05.07.13

Congress Should Work to Guarantee that All Students Have Access to a Quality Education, Witnesses Tell House Education Panel

WASHINGTON – As Congress looks to rewrite the nation’s education law, federal education policy must work to ensure states and school districts provide a high quality education for all students through accountability measures that promote equity, witnesses told the House Education and the Workforce Committee today.

“We must continue to support the simple idea that states, districts, and schools must improve each year and that they take action when students do not make the progress they should,” said Rep. George Miller, the senior Democrat on the Committee. “We cannot afford to scale back our national and federal commitment to ensure all students are served well by their schools.”

Witnesses testified that states and districts must set high standards for every student. When those goals fail to be met, federal policy should provide incentives and resources that low-performing schools need to improve, they testified.

“Without federal support for disadvantaged students and accompanying accountability expectations, districts like Cleveland would have truly been left behind,” said Eric Gordon, CEO of the Cleveland Metropolitan School District.

Despite calls to rewrite the nation’s education law in a bipartisan manner, last Congress House Republicans put forth highly partisan pieces of legislation that would turn the clock back decades on equity and accountability in American public education. Successfully enacting a rewrite of the Elementary and Secondary Education Act (known as No Child Left Behind), however, will require genuine bipartisan negotiations. Rep. Miller said that a truly bipartisan effort is the only path for a real bill to get to the president’s desk and signed into law.

Witnesses testified that Congress must keep its civil rights and moral obligation to ensure all children have equal access to a high quality education.
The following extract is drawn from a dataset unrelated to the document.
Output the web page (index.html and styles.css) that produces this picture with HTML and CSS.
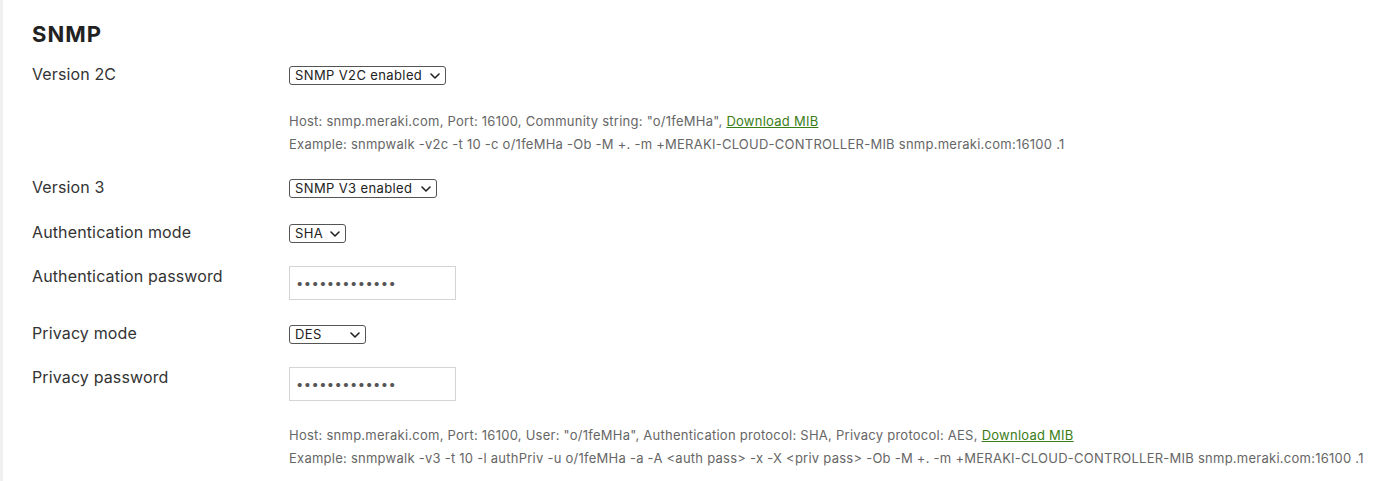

The historic federal role in education began as a way to ensure that all children have equal access to a high quality education, no matter their background. Accountability for federal taxpayer resources help to provide guidance on what students are learning and provides guidance to states and districts on how to improve.

“The federal parameters should both call for state accountability systems that commit to results, especially among historically disadvantaged students, and allow states to innovate on measures themselves,” said John White, State Superintendent of Education in Louisiana.